If budget allows, holding regular team fun events that are unique and different is a great way to bring people together. If there isn’t a budget, you might be able to have informal fun ambassadors on the team, try to coordinate social events and activities that those interested could attend. Remember, for any occasion, think about your remote team members, as well. If you can bring everyone together for formal events with the option or invite for informal events too, it can make a world of difference.

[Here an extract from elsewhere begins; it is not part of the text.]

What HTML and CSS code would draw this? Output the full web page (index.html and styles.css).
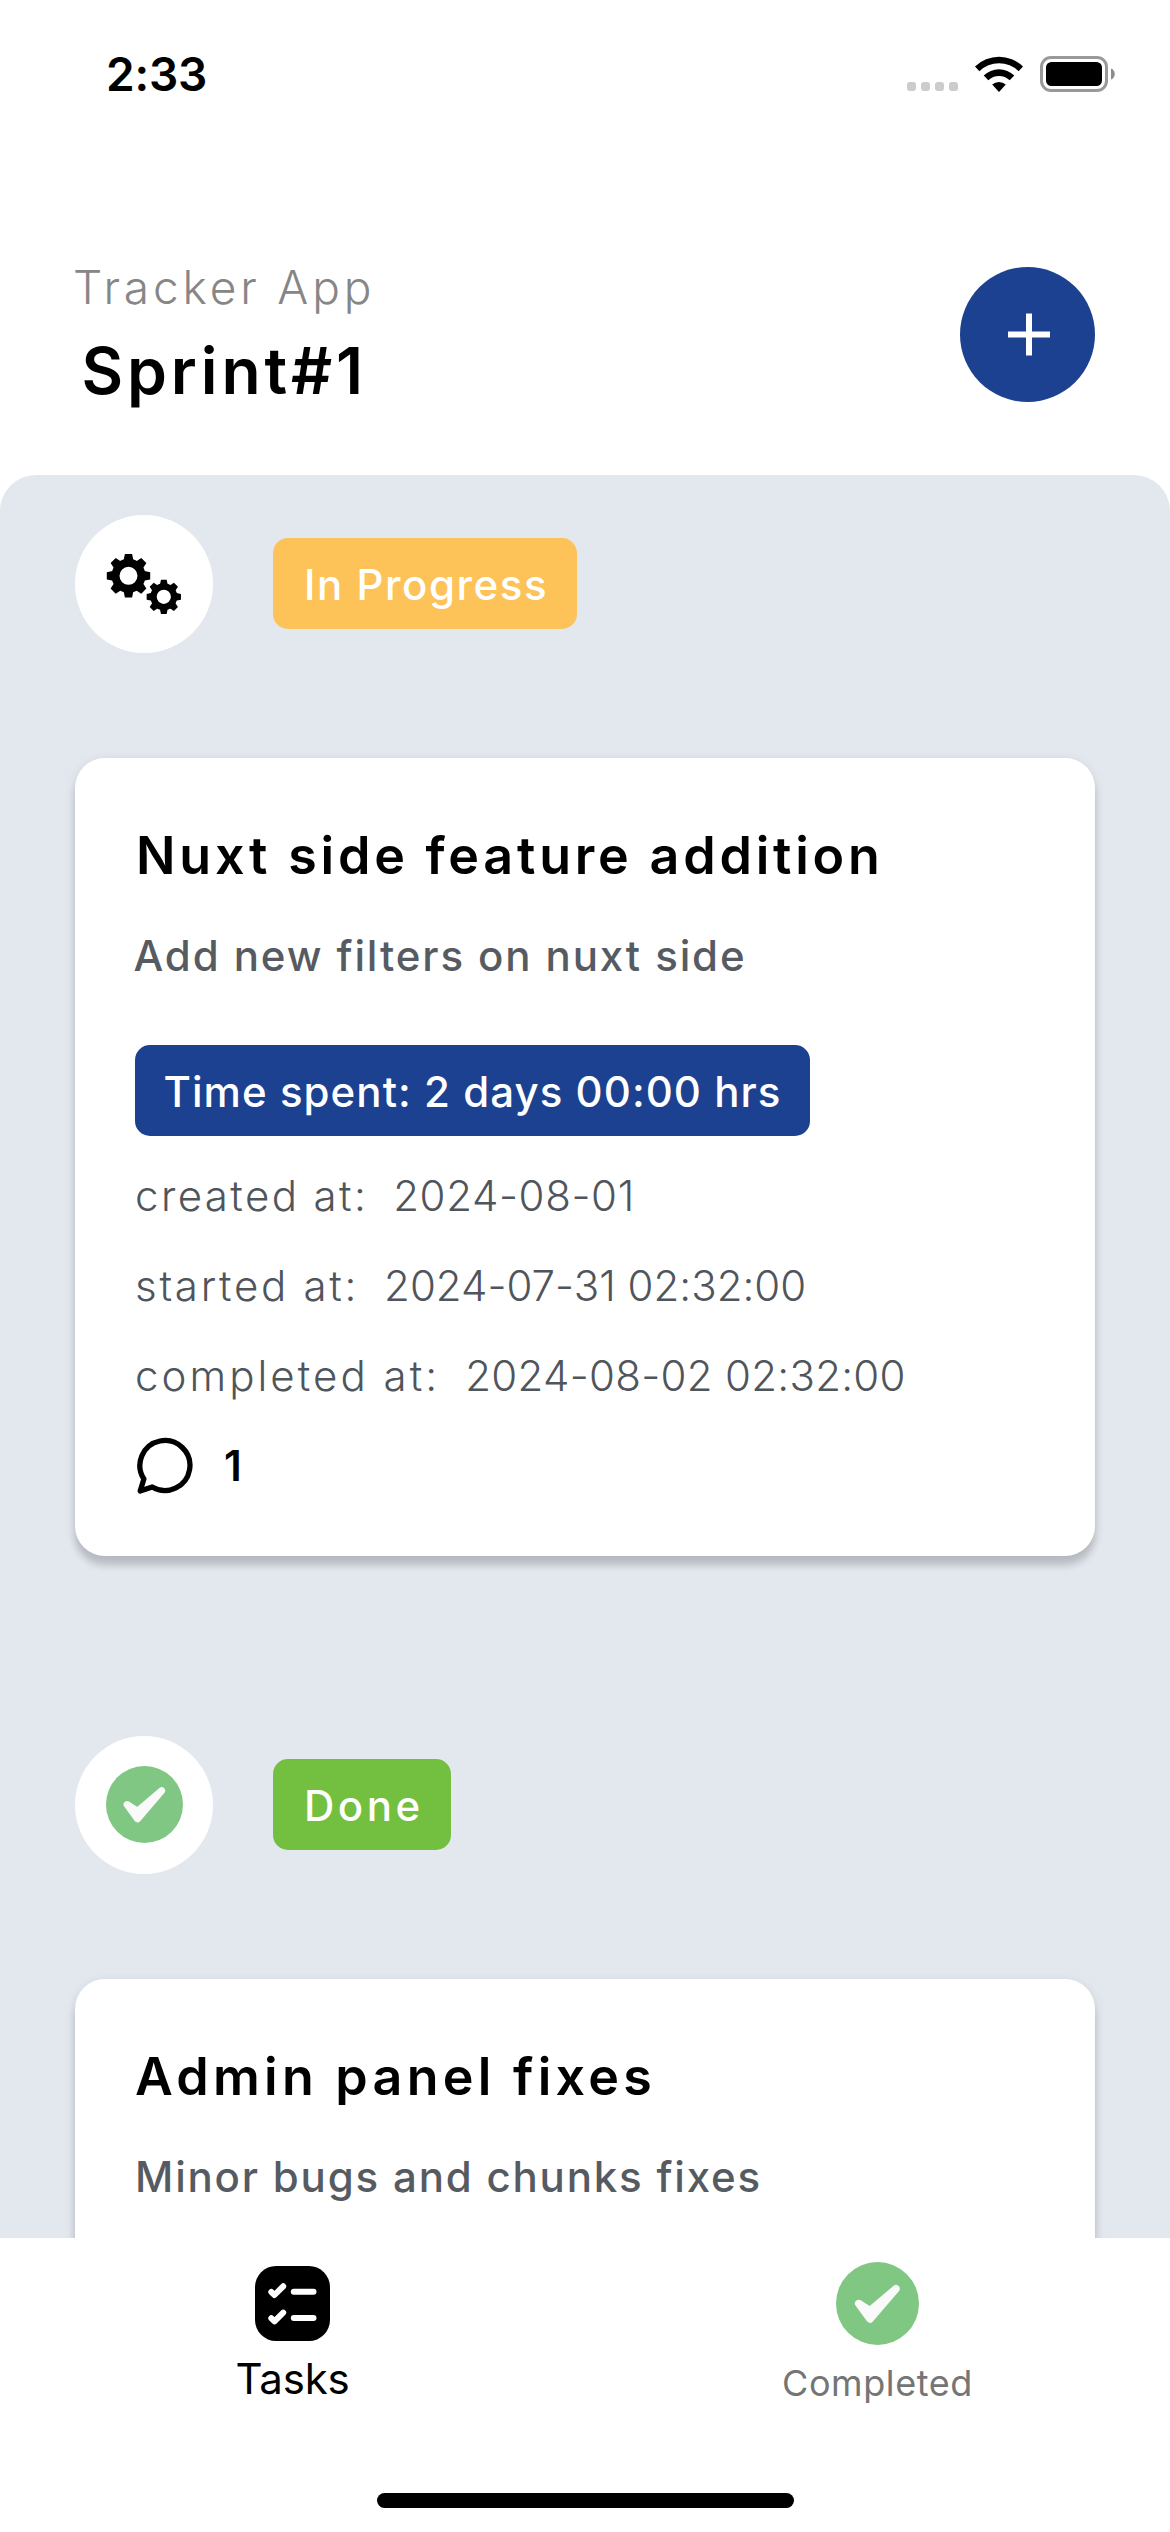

Find ways to make sure people have fun, either during or after work. Hold competitions and contests that reward team members who excel at doing their jobs. Seek to balance out individual competitions with team ones where everyone can come together, unified, and aligned around achieving an objective. As leaders, you shouldn’t be afraid to potentially make fun of yourself as well in the process, gaining you both greater respect and appreciation from the team. I can’t count how many times I have been hit in the face with a pie. The best was dressing up as the 16-time World Heavyweight Champion professional wrestler, Ric Flair, after my team won a CSAT competition, setting a record too for customer satisfaction. Woooooooooooooooo!
Final Thoughts
If leaders can focus on following these six practical and straightforward ways to improve the employee experience and engagement, they will not only see improved job satisfaction with employees but improved customer satisfaction and reduced attrition rates. The formula for success shared isn’t about tons of pizza lunches or about spending lots of money. It is about leaders focusing their time on communicating, developing, and prioritizing the employee experience to help enhance employee engagement, which ultimately leads to improved customer experience. Focus on improving the employee experience and engagement as your main priority.